- _Requirement_
Pictures excluded, return the lines below from the first through the line holding "const INDIGO = '#5000d6';".

- _Raw data_
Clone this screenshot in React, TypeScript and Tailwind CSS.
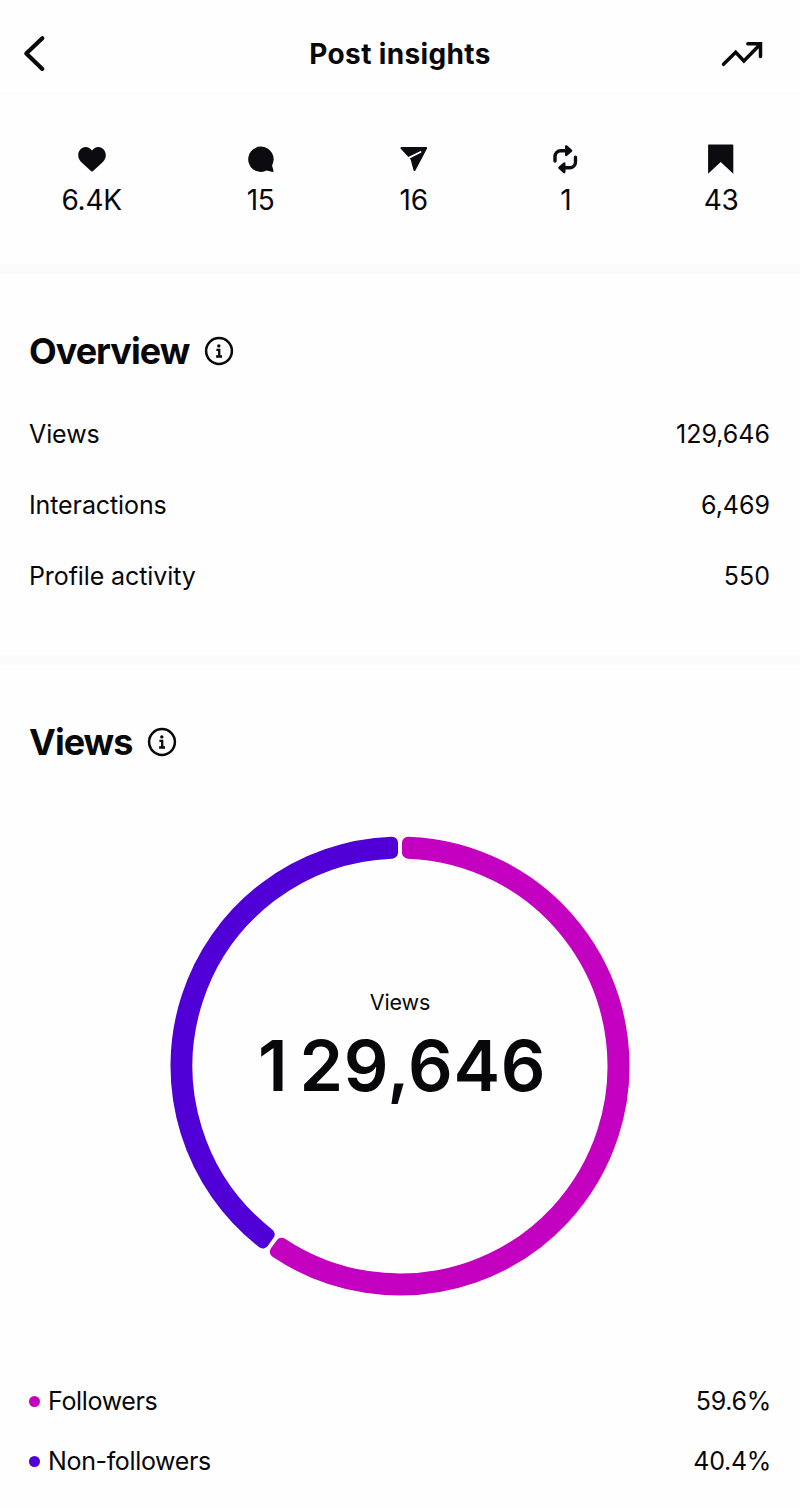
import type { ReactNode } from 'react';
import { clsx } from 'clsx';

const MAGENTA = '#c400c0';
const INDIGO = '#5000d6';

const stats = [
  {
    value: '6.4K',
    icon: (
      <svg width="28" height="28" viewBox="0 0 28 28" fill="#0c0b10">
        <path d="M14 26.4C13.4 26.4 13 26 12.4 25.4L4.2 18C1.6 15.6.2 13.2.2 10.2.2 5.6 3.4 1.9 7.6 1.9c2.7 0 5 1.4 6.4 3.7 1.4-2.3 3.7-3.7 6.4-3.7 4.2 0 7.4 3.7 7.4 8.3 0 3-1.4 5.4-4 7.8l-8.2 7.4c-.6.6-1 1-1.6 1z" />
      </svg>
    ),
  },
  {
    value: '15',
    icon: (
      <svg width="28" height="28" viewBox="0 0 28 28" fill="#0c0b10">
        <path d="M13.8 1.6A12.7 12.7 0 1 0 19.7 25.6l5.8 1.5c.7.1 1.1-.3 1-1L25.1 20.4A12.7 12.7 0 0 0 13.8 1.6z" />
      </svg>
    ),
  },
  {
    value: '16',
    icon: (
      <svg width="28" height="28" viewBox="0 0 28 28" fill="#0c0b10">
        <path
          d="M1.5 3.1H26.2L14.5 25 11.6 14.2z"
          stroke="#0c0b10"
          strokeWidth="2"
          strokeLinejoin="round"
        />
        <path d="M8.2 13.2L20.5 7" stroke="#fefefe" strokeWidth="1.9" strokeLinecap="round" />
      </svg>
    ),
  },
  {
    value: '1',
    icon: (
      <svg className="overflow-visible" width="26" height="28" viewBox="0 0 26 28" fill="none">
        <path
          d="M2 16V11.5A5.8 5.8 0 0 1 7.8 5.7H14M22.5 12.3V17a5.8 5.8 0 0 1-5.8 5.8H11.5"
          stroke="#0c0b10"
          strokeWidth="3.4"
          strokeLinecap="round"
        />
        <path
          d="M13.3 1.5L18 5.7l-4.7 4.2zM11.2 18.6L6.5 22.8l4.7 4.2z"
          fill="#0c0b10"
          stroke="#0c0b10"
          strokeWidth="2.6"
          strokeLinejoin="round"
        />
      </svg>
    ),
  },
  {
    value: '43',
    icon: (
      <svg className="overflow-visible" width="28" height="28" viewBox="0 0 28 28" fill="#0c0b10">
        <path d="M1.7-.4h24q.6 0 .6.6v28.6L13.7 17.1 1.1 28.8V.2q0-.6.6-.6z" />
      </svg>
    ),
  },
];

const overview = [
  { label: 'Views', value: '129,646' },
  { label: 'Interactions', value: '6,469' },
  { label: 'Profile activity', value: '550' },
];

const audience = [
  { label: 'Followers', value: '59.6%', dot: 'bg-[#c400c0]' },
  { label: 'Non-followers', value: '40.4%', dot: 'bg-[#5000d6]' },
];

const point = (r: number, angle: number) =>
  `${230 + r * Math.sin(angle)} ${230 - r * Math.cos(angle)}`;

// Ring segment; the round-joined stroke softens the corners
const segment = (from: number, to: number) => {
  const outer = 223.5;
  const inner = 213.5;
  const inset = 8;
  const a = (from * Math.PI) / 180;
  const b = (to * Math.PI) / 180;
  const large = to - from > 180 ? 1 : 0;
  return [
    `M${point(outer, a + inset / outer)}`,
    `A${outer} ${outer} 0 ${large} 1 ${point(outer, b - inset / outer)}`,
    `L${point(inner, b - inset / inner)}`,
    `A${inner} ${inner} 0 ${large} 0 ${point(inner, a + inset / inner)}Z`,
  ].join('');
};

const InfoIcon = () => (
  <svg width="30" height="30" viewBox="0 0 30 30" fill="none" stroke="#08080b">
    <circle cx="15" cy="15" r="12.9" strokeWidth="2.5" />
    <circle cx="14.8" cy="9.9" r="1.7" fill="#08080b" stroke="none" />
    <path d="M12.4 13.8h2.8v6.6M12.1 20.5h5.9" strokeWidth="2.3" />
  </svg>
);

const SectionTitle = ({ children }: { children: ReactNode }) => (
  <div className="flex items-center gap-[15px] h-11">
    <h2 className="text-[36px] leading-11 font-bold tracking-[-1px]">{children}</h2>
    <InfoIcon />
  </div>
);

const Divider = () => <div className="h-[10px] bg-[#faf9fc]" />;

export default function App() {
  return (
    <main
      className={clsx(
        'flex flex-col w-[800px] h-[1508px] overflow-hidden',
        'bg-[#fefefe] text-[#08080b] font-["Inter",sans-serif]',
      )}
    >
      <header className="flex items-center justify-between h-[94px] px-[20px] pt-[14px] border-b border-[#fbfafc]">
        <svg width="60" height="40" viewBox="0 0 60 40" fill="none" stroke="#08080b">
          <path
            d="M22.3 4.3L6.3 19.6l16 15.3"
            strokeWidth="4.2"
            strokeLinecap="round"
            strokeLinejoin="round"
          />
        </svg>
        <h1 className="text-[28px] leading-9 font-bold tracking-[0.35px]">Post insights</h1>
        <svg width="60" height="40" viewBox="0 0 60 40" fill="none" stroke="#08080b">
          <path
            d="M3.5 30.3L15.7 18.3l8.2 8.6L40 10.5M27.8 9.8h12.7v12.7"
            strokeWidth="3.5"
            strokeLinecap="round"
            strokeLinejoin="miter"
          />
        </svg>
      </header>

      <section className="flex justify-between px-[61.5px] pt-[51px] h-[170px]">
        {stats.map(({ value, icon }) => (
          <div key={value} className="flex flex-col items-center gap-2">
            {icon}
            <span className="text-[28px] leading-[38px] tracking-[-0.3px]">{value}</span>
          </div>
        ))}
      </section>

      <Divider />

      <section className="h-[381px] pt-[55px] pl-[29px] pr-[30px]">
        <SectionTitle>Overview</SectionTitle>
        <div className="flex flex-col pt-[26px]">
          {overview.map(({ label, value }) => (
            <div key={label} className="flex items-center justify-between h-[71px] text-[25px]">
              <span className="tracking-[-0.1px]">{label}</span>
              <span>{value}</span>
            </div>
          ))}
        </div>
      </section>

      <Divider />

      <section className="pt-[55px] pl-[29px] pr-[30px]">
        <SectionTitle>Views</SectionTitle>
        <div className="grid place-items-center pt-[71.5px] pl-px">
          <svg className="col-start-1 row-start-1" width="460" height="460" viewBox="0 0 460 460">
            <path
              d={segment(0, 215.8)}
              fill={MAGENTA}
              stroke={MAGENTA}
              strokeWidth="12"
              strokeLinejoin="round"
            />
            <path
              d={segment(215.8, 360)}
              fill={INDIGO}
              stroke={INDIGO}
              strokeWidth="12"
              strokeLinejoin="round"
            />
          </svg>
          <div className="col-start-1 row-start-1 flex flex-col items-center pb-[30px]">
            <span className="text-[21.5px] leading-[31px] tracking-[-0.1px]">Views</span>
            <span className="pl-[4px] text-[70px] leading-[96px] font-semibold tracking-[0.6px]">
              <span className="tracking-[12px]">1</span>29,646
            </span>
          </div>
        </div>
        <div className="flex flex-col pt-[76.5px]">
          {audience.map(({ label, value, dot }) => (
            <div key={label} className="flex items-center justify-between h-[60px] text-[25px]">
              <div className="flex items-center gap-[8px]">
                <span className={clsx('size-[11px] rounded-full mb-[2px]', dot)} />
                <span className="tracking-[-0.35px]">{label}</span>
              </div>
              <span className="-mr-px tracking-[-0.3px]">{value}</span>
            </div>
          ))}
        </div>
      </section>
    </main>
  );
}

- _Task answer_
Clone this screenshot in React, TypeScript and Tailwind CSS.
import type { ReactNode } from 'react';
import { clsx } from 'clsx';

const MAGENTA = '#c400c0';
const INDIGO = '#5000d6';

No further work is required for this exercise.